A fragile customer can be difficult to transform. A market with long payment terms can be hard to change. A customer bankruptcy may be impossible to avoid.

An internal weakness, however, can be corrected. Data can be cleaned. Orders can be better controlled. Invoices can be made more reliable.

Disputes can be assigned. Escalation rules can be clarified. Commercial exceptions can be documented. Preventive follow-up can be introduced. Each organizational unpaid invoice identified is therefore an opportunity to improve cash.

The goal is not to look for someone to blame. The goal is to make the cycle more robust. A company that reduces organizational unpaid invoices does more than reduce overdue amounts.
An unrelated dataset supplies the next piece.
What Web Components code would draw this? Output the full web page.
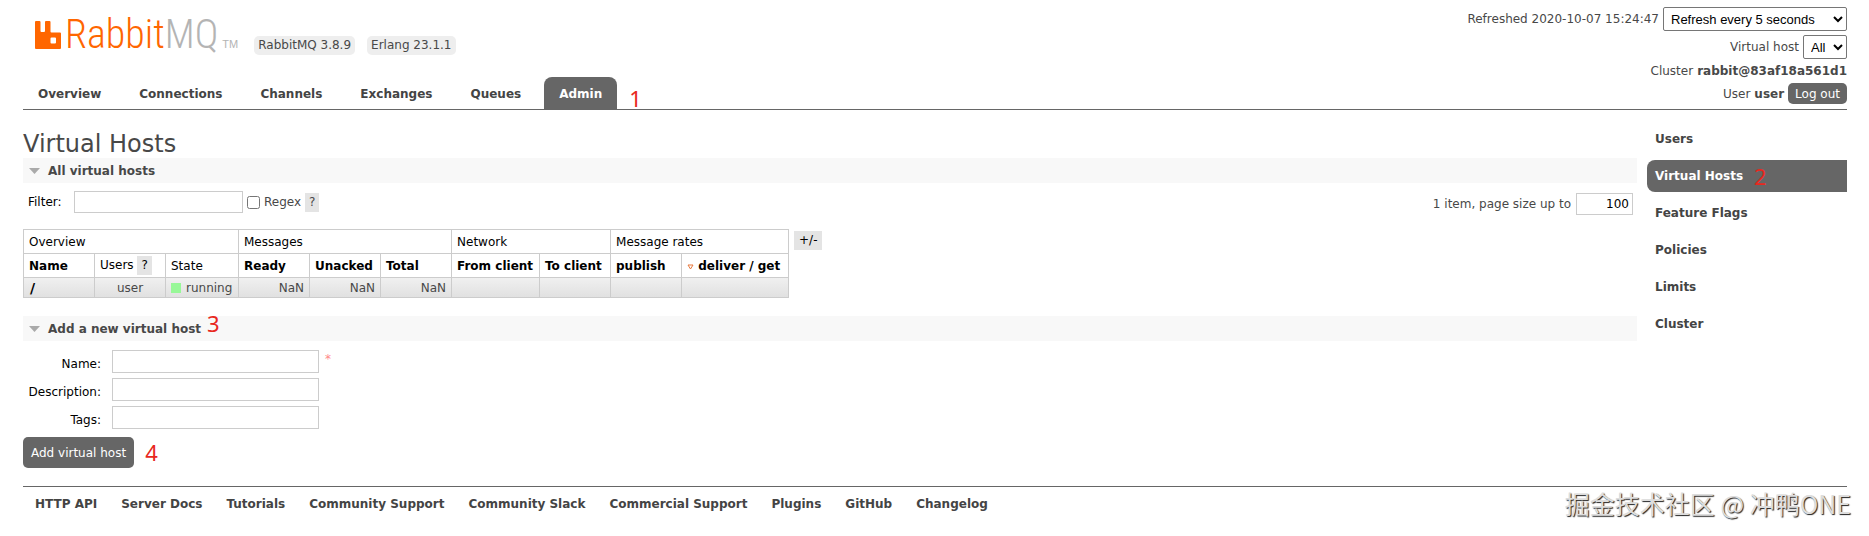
<!DOCTYPE html>
<html lang="en">
<head>
<meta charset="utf-8">
<title>RabbitMQ Management</title>
<style>
	body {
		margin: 0;
		position: relative;
		background: #fff;
		color: #484848;
		font: 12px/18px "DejaVu Sans", Verdana, sans-serif;
	}
</style>
</head>
<body>
<mq-header></mq-header>
<mq-layout>
	<mq-vhosts></mq-vhosts>
	<mq-side-menu slot="side"></mq-side-menu>
</mq-layout>
<mq-footer></mq-footer>

<script>
/**
 * Shared base: renders the styles and the markup in an open shadow root.
 */
class MqElement extends HTMLElement {
	connectedCallback() {
		if ( this.shadowRoot ) {
			return;
		}
		const template = document.createElement( 'template' );
		template.innerHTML = `
			<style>
				* { box-sizing: border-box; }
				${ this.renderStyle() }
			</style>
			${ this.renderElement() }
		`;
		this.attachShadow( { mode: 'open' } );
		this.shadowRoot.appendChild( template.content.cloneNode( true ) );
	}

	renderStyle() {
		return ':host { display: block; }';
	}

	renderElement() {
		return '<slot></slot>';
	}
}

/**
 * Red step number that floats beside the element it points at.
 */
class MqStep extends MqElement {
	renderStyle() {
		return `
			:host {
				position: absolute;
				color: #e8281e;
				font: 22px/24px "Noto Sans", sans-serif;
			}
		`;
	}
}

class MqLogo extends MqElement {
	renderStyle() {
		return `
			:host { display: block; }
			a {
				display: flex;
				align-items: flex-end;
				text-decoration: none;
				color: #f60;
				font: 300 40px/28px "Roboto Condensed", "Roboto", sans-serif;
			}
			svg { display: block; margin-right: 3px; }
			.mq { color: #b4b4b4; }
			.tm {
				margin-left: 4px;
				color: #b4b4b4;
				font: 11px/10px "Liberation Sans", sans-serif;
			}
		`;
	}

	renderElement() {
		return `
			<a href="#/" aria-label="RabbitMQ">
				<svg width="27" height="28" viewBox="0 0 27 28" fill="#f60" aria-hidden="true">
					<path fill-rule="evenodd" d="M1 0h3.500q1 0 1 1v9q0 1 1 1h2.500q1 0 1-1V1q0-1 1-1h3.500q1 0 1 1v9.500q0 1 1 1h8.500q1 0 1 1v14.500q0 1-1 1H1q-1 0-1-1V1q0-1 1-1zM16.500 16.500q-1 0-1 1v4q0 1 1 1h3.500q1 0 1-1v-4q0-1-1-1z"/>
				</svg>
				<span>Rabbit</span><span class="mq">MQ</span><span class="tm">TM</span>
			</a>
		`;
	}
}

class MqTabs extends MqElement {
	renderStyle() {
		return `
			:host { display: block; }
			nav { display: flex; gap: 8px; }
			a {
				padding: 8px 15px 6px;
				border-radius: 8px 8px 0 0;
				color: #444;
				font-weight: bold;
				text-decoration: none;
			}
			a.selected { background: #666; color: #fff; }
			.last { position: relative; display: flex; }
			mq-step { left: 100%; top: 9px; margin-left: 12px; }
		`;
	}

	renderElement() {
		const tabs = [ 'Overview', 'Connections', 'Channels', 'Exchanges', 'Queues' ];
		return `
			<nav>
				${ tabs.map( ( tab ) => `<a href="#/${ tab.toLowerCase() }">${ tab }</a>` ).join( '' ) }
				<div class="last">
					<a href="#/users" class="selected">Admin</a>
					<mq-step>1</mq-step>
				</div>
			</nav>
		`;
	}
}

class MqStatus extends MqElement {
	renderStyle() {
		return `
			:host {
				display: flex;
				flex-direction: column;
				align-items: flex-end;
			}
			div { display: flex; align-items: center; gap: 4px; }
			.control { height: 24px; margin-bottom: 4px; }
			.cluster { height: 16px; margin-bottom: 4px; }
			select {
				height: 24px;
				padding: 0 3px;
				border: 1px solid #767676;
				border-radius: 2px;
				background: #fff;
				color: #000;
				font: 13px "Liberation Sans", Arial, sans-serif;
			}
			#every { width: 184px; }
			#vhost { width: 44px; }
			button {
				height: 21px;
				padding: 0 7px;
				border: 0;
				border-radius: 5px;
				background: #666;
				color: #fff;
				font: inherit;
			}
		`;
	}

	renderElement() {
		return `
			<div class="control">
				<label for="every">Refreshed 2020-10-07 15:24:47</label>
				<select id="every"><option>Refresh every 5 seconds</option></select>
			</div>
			<div class="control">
				<label for="vhost">Virtual host</label>
				<select id="vhost"><option>All</option></select>
			</div>
			<div class="cluster">Cluster <b>rabbit@83af18a561d1</b></div>
			<div>User <b>user</b> <button type="button">Log out</button></div>
		`;
	}
}

class MqHeader extends MqElement {
	renderStyle() {
		return `
			:host {
				display: flex;
				justify-content: space-between;
				margin: 0 22px 0 23px;
				border-bottom: 1px solid #666;
			}
			.brand {
				display: flex;
				align-items: flex-start;
				padding: 21px 0 0 12px;
				height: 77px;
			}
			.version {
				margin: 15px 0 0 12px;
				padding: 0 4px;
				border-radius: 5px;
				background: #eee;
				line-height: 19px;
			}
			mq-logo { margin-right: 4px; }
			mq-status { padding-top: 7px; }
		`;
	}

	renderElement() {
		return `
			<div>
				<div class="brand">
					<mq-logo></mq-logo>
					<span class="version">RabbitMQ 3.8.9</span>
					<span class="version">Erlang 23.1.1</span>
				</div>
				<mq-tabs></mq-tabs>
			</div>
			<mq-status></mq-status>
		`;
	}
}

class MqLayout extends MqElement {
	renderStyle() {
		return `
			:host {
				display: grid;
				grid-template-columns: minmax(0, 1fr) 200px;
				gap: 10px;
				margin: 0 22px 0 23px;
			}
			main { padding-top: 20px; }
			aside { padding-top: 13px; }
		`;
	}

	renderElement() {
		return `
			<main><slot></slot></main>
			<aside><slot name="side"></slot></aside>
		`;
	}
}

class MqSideMenu extends MqElement {
	renderStyle() {
		return `
			:host { display: block; }
			nav { display: flex; flex-direction: column; gap: 5px; }
			a {
				position: relative;
				padding: 7px 8px;
				border-radius: 8px 0 0 8px;
				color: #444;
				font-weight: bold;
				text-decoration: none;
			}
			a.selected { background: #666; color: #fff; }
			mq-step { margin: -3px 0 0 11px; }
		`;
	}

	renderElement() {
		const items = [ 'Users', 'Virtual Hosts', 'Feature Flags', 'Policies', 'Limits', 'Cluster' ];
		return `
			<nav>
				${ items.map( ( item ) => {
					const selected = item === 'Virtual Hosts';
					return `<a href="#" class="${ selected ? 'selected' : '' }">${ item }${ selected ? '<mq-step>2</mq-step>' : '' }</a>`;
				} ).join( '' ) }
			</nav>
		`;
	}
}

class MqSection extends MqElement {
	renderStyle() {
		return `
			:host { display: block; margin-bottom: 18px; }
			h2 {
				display: flex;
				align-items: center;
				gap: 8px;
				height: 25px;
				margin: 0;
				padding-left: 6px;
				background: #f8f8f8;
				font-size: 12px;
			}
			h2 span { position: relative; }
			.body { padding-top: 8px; }
			::slotted(mq-step) { left: 100%; top: -9px; margin-left: 6px; }
		`;
	}

	renderElement() {
		return `
			<h2>
				<svg width="11" height="6" viewBox="0 0 11 6" aria-hidden="true"><path d="M0 0h11L5.500 6z" fill="#aaa"/></svg>
				<span>${ this.getAttribute( 'heading' ) }<slot name="step"></slot></span>
			</h2>
			<div class="body"><slot></slot></div>
		`;
	}
}

class MqFilter extends MqElement {
	renderStyle() {
		return `
			:host {
				display: flex;
				justify-content: space-between;
				align-items: flex-start;
				height: 24px;
				margin-bottom: 14px;
				padding: 0 4px 0 5px;
			}
			div { display: flex; align-items: center; }
			.pages { padding-top: 2px; }
			.name { width: 46px; color: #000; }
			input { font: inherit; }
			input[type="text"] {
				width: 169px;
				height: 22px;
				padding: 0 3px;
				border: 1px solid #ccc;
			}
			input[type="checkbox"] { width: 13px; height: 13px; margin: 0 4px; }
			input.size { width: 57px; margin-left: 5px; text-align: right; }
			mq-help { margin-left: 4px; }
		`;
	}

	renderElement() {
		return `
			<div>
				<label class="name" for="filter">Filter:</label>
				<input type="text" id="filter">
				<input type="checkbox" id="regex">
				<label for="regex">Regex</label>
				<mq-help>?</mq-help>
			</div>
			<div class="pages">
				<label for="size">1 item, page size up to</label>
				<input type="text" class="size" id="size" value="100">
			</div>
		`;
	}
}

class MqHelp extends MqElement {
	renderStyle() {
		return `
			:host {
				display: inline-block;
				padding: 0 4px;
				background: #e4e4e4;
				line-height: 19px;
			}
		`;
	}
}

class MqVhostTable extends MqElement {
	renderStyle() {
		return `
			:host { display: flex; align-items: flex-start; gap: 5px; }
			table {
				width: 766px;
				table-layout: fixed;
				border-collapse: collapse;
			}
			.std { width: 71px; }
			.state { width: 73px; }
			.from { width: 88px; }
			.deliver { width: 107px; }
			th, td {
				padding: 0 5px;
				border: 1px solid #ccc;
				white-space: nowrap;
			}
			th {
				height: 24px;
				color: #000;
				text-align: left;
			}
			.plain { font-weight: normal; }
			td { height: 20px; text-align: right; }
			td.center { text-align: center; }
			tbody tr { background: linear-gradient(#f0f0f0, #e0e0e0); }
			tbody th { height: 20px; padding-left: 6px; font-size: 14px; }
			.running { display: flex; align-items: center; gap: 5px; }
			.running::before {
				content: "";
				width: 10px;
				height: 10px;
				background: #98f898;
			}
			.toggle { margin-top: 2px; padding: 0 5px; color: #000; }
		`;
	}

	renderElement() {
		return `
			<table>
				<colgroup>
					<col class="std"><col class="std"><col class="state">
					<col class="std"><col class="std"><col class="std">
					<col class="from"><col class="std">
					<col class="std"><col class="deliver">
				</colgroup>
				<thead>
					<tr>
						<th class="plain" colspan="3">Overview</th>
						<th class="plain" colspan="3">Messages</th>
						<th class="plain" colspan="2">Network</th>
						<th class="plain" colspan="2">Message rates</th>
					</tr>
					<tr>
						<th>Name</th>
						<th class="plain">Users <mq-help>?</mq-help></th>
						<th class="plain">State</th>
						<th>Ready</th>
						<th>Unacked</th>
						<th>Total</th>
						<th>From client</th>
						<th>To client</th>
						<th>publish</th>
						<th><svg width="7" height="6" viewBox="0 0 7 6" fill="none" stroke="#e8783c" aria-hidden="true"><path d="M1 1h5L3.500 5z"/></svg> deliver / get</th>
					</tr>
				</thead>
				<tbody>
					<tr>
						<th>/</th>
						<td class="center">user</td>
						<td><span class="running">running</span></td>
						<td>NaN</td>
						<td>NaN</td>
						<td>NaN</td>
						<td></td>
						<td></td>
						<td></td>
						<td></td>
					</tr>
				</tbody>
			</table>
			<mq-help class="toggle">+/-</mq-help>
		`;
	}
}

class MqVhostForm extends MqElement {
	renderStyle() {
		return `
			:host { display: block; padding-top: 1px; }
			form {
				display: grid;
				grid-template-columns: 78px 207px auto;
				justify-content: start;
				gap: 5px 11px;
			}
			label { grid-column: 1; padding-top: 5px; color: #000; text-align: right; }
			input {
				grid-column: 2;
				height: 23px;
				padding: 0 3px;
				border: 1px solid #ccc;
				font: inherit;
			}
			.mandatory { margin-left: -5px; color: #f88; }
			.actions {
				position: relative;
				grid-column: 1 / -1;
				justify-self: start;
				margin-top: 3px;
			}
			button {
				height: 31px;
				padding: 0 8px;
				border: 0;
				border-radius: 5px;
				background: #666;
				color: #fff;
				font: inherit;
			}
			mq-step { left: 100%; top: 3px; margin-left: 11px; }
		`;
	}

	renderElement() {
		return `
			<form>
				<label for="name">Name:</label>
				<input type="text" id="name" required>
				<span class="mandatory">*</span>
				<label for="description">Description:</label>
				<input type="text" id="description">
				<label for="tags">Tags:</label>
				<input type="text" id="tags">
				<div class="actions">
					<button type="button">Add virtual host</button>
					<mq-step>4</mq-step>
				</div>
			</form>
		`;
	}
}

class MqVhosts extends MqElement {
	renderStyle() {
		return `
			:host { display: block; }
			h1 { margin: 0; font-size: 24px; font-weight: normal; line-height: 28px; }
		`;
	}

	renderElement() {
		return `
			<h1>Virtual Hosts</h1>
			<mq-section heading="All virtual hosts">
				<mq-filter></mq-filter>
				<mq-vhost-table></mq-vhost-table>
			</mq-section>
			<mq-section heading="Add a new virtual host">
				<mq-step slot="step">3</mq-step>
				<mq-vhost-form></mq-vhost-form>
			</mq-section>
		`;
	}
}

class MqFooter extends MqElement {
	renderStyle() {
		return `
			:host {
				display: block;
				position: relative;
				margin: 0 22px 0 23px;
				border-top: 1px solid #666;
			}
			nav { display: flex; gap: 24px; padding: 8px 12px; }
			a { color: #444; font-weight: bold; text-decoration: none; }
			.watermark {
				position: absolute;
				right: -4px;
				top: -2px;
				color: #ddd;
				font: 25px/36px "Noto Sans CJK SC", sans-serif;
				text-shadow: 1px 1px 1px #222;
				white-space: nowrap;
			}
		`;
	}

	renderElement() {
		const links = [
			'HTTP API',
			'Server Docs',
			'Tutorials',
			'Community Support',
			'Community Slack',
			'Commercial Support',
			'Plugins',
			'GitHub',
			'Changelog',
		];
		return `
			<nav>${ links.map( ( link ) => `<a href="#">${ link }</a>` ).join( '' ) }</nav>
			<div class="watermark">掘金技术社区 @ 冲鸭ONE</div>
		`;
	}
}

[
	[ 'mq-step', MqStep ],
	[ 'mq-help', MqHelp ],
	[ 'mq-logo', MqLogo ],
	[ 'mq-tabs', MqTabs ],
	[ 'mq-status', MqStatus ],
	[ 'mq-header', MqHeader ],
	[ 'mq-layout', MqLayout ],
	[ 'mq-side-menu', MqSideMenu ],
	[ 'mq-section', MqSection ],
	[ 'mq-filter', MqFilter ],
	[ 'mq-vhost-table', MqVhostTable ],
	[ 'mq-vhost-form', MqVhostForm ],
	[ 'mq-vhosts', MqVhosts ],
	[ 'mq-footer', MqFooter ],
].forEach( ( [ name, element ] ) => {
	if ( ! window.customElements.get( name ) ) {
		window.customElements.define( name, element );
	}
} );
</script>
</body>
</html>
It also improves customer relationships, invoicing quality, cash forecast reliability, and the quality of credit decisions.
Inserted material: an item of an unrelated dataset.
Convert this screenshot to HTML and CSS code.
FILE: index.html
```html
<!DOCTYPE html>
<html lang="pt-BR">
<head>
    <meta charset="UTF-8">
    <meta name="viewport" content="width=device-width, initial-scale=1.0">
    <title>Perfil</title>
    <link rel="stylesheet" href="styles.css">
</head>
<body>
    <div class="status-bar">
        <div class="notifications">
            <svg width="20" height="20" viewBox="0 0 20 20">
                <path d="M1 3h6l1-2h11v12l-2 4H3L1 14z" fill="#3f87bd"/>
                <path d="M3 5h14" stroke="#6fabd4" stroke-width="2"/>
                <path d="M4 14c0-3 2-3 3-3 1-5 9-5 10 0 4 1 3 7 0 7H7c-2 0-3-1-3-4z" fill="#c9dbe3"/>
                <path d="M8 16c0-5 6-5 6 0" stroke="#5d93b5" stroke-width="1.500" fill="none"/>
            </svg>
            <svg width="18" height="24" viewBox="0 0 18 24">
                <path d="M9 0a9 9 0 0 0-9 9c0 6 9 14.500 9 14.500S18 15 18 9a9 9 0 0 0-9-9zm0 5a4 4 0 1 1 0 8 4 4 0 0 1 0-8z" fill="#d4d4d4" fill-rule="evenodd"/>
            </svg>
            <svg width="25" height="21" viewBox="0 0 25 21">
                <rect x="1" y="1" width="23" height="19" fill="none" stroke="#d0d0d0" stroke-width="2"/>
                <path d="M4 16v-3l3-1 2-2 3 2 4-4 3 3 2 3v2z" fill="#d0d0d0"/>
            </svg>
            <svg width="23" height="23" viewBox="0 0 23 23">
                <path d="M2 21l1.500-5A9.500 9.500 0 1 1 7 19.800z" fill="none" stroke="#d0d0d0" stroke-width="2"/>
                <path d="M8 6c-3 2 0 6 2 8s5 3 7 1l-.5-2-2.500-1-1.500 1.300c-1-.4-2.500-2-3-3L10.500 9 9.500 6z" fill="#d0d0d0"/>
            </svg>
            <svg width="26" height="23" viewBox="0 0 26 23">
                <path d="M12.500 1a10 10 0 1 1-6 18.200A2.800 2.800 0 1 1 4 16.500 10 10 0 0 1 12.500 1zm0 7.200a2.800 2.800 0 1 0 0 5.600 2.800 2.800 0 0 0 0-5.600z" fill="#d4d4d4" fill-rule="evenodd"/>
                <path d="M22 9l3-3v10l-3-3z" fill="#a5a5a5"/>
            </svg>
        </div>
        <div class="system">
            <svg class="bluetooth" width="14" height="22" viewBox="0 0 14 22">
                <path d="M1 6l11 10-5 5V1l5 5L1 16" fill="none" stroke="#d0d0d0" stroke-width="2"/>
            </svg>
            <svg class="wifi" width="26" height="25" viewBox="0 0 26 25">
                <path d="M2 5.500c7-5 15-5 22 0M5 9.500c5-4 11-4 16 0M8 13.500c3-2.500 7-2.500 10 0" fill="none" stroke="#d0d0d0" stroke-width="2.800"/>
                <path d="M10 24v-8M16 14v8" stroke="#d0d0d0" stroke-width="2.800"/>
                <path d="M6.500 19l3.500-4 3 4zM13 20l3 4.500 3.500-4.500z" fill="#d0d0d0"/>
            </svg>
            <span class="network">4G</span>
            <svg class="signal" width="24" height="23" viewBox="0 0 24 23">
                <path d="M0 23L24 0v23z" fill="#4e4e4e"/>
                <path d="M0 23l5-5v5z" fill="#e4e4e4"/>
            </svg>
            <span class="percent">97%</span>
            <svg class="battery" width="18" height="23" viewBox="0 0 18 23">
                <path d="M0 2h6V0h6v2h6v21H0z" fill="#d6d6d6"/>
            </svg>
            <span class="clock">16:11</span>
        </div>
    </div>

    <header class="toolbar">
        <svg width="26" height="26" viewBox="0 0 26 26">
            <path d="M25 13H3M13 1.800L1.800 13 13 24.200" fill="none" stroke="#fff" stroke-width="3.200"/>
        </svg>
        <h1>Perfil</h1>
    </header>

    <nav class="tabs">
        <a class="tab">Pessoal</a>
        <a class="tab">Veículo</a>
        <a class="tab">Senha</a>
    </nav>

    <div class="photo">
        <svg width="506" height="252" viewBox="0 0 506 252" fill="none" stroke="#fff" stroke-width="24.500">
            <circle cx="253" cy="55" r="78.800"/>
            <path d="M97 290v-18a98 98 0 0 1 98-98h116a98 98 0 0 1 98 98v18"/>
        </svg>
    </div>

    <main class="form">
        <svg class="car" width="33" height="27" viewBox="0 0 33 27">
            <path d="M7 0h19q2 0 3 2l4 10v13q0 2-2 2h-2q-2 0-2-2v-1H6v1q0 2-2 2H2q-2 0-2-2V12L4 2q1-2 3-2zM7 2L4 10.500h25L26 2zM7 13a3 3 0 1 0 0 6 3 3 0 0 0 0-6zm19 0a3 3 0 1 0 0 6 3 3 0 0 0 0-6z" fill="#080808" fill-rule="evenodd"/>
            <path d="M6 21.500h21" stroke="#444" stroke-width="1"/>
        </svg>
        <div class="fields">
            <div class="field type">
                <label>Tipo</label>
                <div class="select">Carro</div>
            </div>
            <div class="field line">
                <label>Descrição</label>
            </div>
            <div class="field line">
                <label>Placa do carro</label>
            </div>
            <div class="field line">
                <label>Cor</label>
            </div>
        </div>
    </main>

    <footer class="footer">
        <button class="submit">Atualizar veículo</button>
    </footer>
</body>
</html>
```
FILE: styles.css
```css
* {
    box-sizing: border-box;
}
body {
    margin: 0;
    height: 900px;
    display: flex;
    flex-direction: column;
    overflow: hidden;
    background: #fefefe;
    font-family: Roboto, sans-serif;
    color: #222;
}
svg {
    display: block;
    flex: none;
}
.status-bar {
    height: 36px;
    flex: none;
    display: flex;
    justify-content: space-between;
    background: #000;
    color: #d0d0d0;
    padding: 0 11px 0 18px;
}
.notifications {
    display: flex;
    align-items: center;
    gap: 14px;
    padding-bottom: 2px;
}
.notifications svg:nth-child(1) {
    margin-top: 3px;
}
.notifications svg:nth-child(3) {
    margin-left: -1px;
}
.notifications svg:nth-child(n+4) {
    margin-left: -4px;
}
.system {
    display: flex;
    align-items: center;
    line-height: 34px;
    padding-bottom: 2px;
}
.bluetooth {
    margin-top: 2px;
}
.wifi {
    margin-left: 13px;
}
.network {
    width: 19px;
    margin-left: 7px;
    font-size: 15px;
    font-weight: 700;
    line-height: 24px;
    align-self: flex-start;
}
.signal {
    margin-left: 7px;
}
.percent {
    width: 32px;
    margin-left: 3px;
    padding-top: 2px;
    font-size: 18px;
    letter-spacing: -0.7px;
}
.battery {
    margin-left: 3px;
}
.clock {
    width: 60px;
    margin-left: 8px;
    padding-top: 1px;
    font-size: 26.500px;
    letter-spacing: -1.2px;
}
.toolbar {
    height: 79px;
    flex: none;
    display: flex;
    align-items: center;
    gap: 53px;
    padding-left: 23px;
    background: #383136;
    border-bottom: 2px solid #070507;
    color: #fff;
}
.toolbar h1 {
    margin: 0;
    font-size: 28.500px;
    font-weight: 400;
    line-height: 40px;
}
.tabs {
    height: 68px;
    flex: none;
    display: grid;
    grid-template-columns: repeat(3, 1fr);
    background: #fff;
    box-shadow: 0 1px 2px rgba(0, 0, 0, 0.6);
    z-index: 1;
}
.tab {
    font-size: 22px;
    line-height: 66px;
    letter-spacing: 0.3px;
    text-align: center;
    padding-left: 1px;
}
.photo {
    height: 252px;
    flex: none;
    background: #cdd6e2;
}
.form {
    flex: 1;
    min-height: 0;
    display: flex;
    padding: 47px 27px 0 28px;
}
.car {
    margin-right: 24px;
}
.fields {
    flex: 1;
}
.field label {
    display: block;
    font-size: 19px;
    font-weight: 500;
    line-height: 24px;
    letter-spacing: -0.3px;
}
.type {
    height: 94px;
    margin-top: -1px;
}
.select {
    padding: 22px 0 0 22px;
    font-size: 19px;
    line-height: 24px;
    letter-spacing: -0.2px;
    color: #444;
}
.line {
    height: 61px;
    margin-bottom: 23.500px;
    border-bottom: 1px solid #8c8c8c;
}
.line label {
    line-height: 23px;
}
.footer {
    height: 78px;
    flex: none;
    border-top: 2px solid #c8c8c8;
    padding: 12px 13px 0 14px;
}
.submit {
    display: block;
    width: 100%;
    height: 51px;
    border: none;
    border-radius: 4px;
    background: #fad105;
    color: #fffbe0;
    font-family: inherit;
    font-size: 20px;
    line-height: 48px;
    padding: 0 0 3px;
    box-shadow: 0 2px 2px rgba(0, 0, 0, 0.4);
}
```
Conclusion: Some Unpaid Invoices Mirror the

Organization

Not all unpaid invoices come from the customer. Some come from the way the company sells, administers, invoices, documents, follows up, and arbitrates.

A poor order can create a future dispute. Bad data can block an invoice. A questionable invoice can prevent payment. Unclear responsibility can let a receivable age.

Late follow-up can reveal the problem after the due date. Poorly framed arbitration can turn a commercial exception into cash risk. These organizational unpaid invoices are particularly costly because they are avoidable.

They tie up capital, consume internal time, distort indicators, blur the reading of customer risk, and weaken the relationship between finance, sales, customer service, and operations.

They cannot be solved by collections alone. They require governance of the Order-to-Cash cycle. Before blaming the customer, a company should therefore audit its own cycle.

Was the invoice payable? Was the order correct? Was the data reliable? Did the dispute have an owner? Was the exception framed?

Did follow-up happen early enough? Was the credit decision clear? When a company answers these questions honestly, it often discovers a simple reality: part of the blocked cash is not lost at customer level.

It is stuck inside the organization itself. And that cash can be released.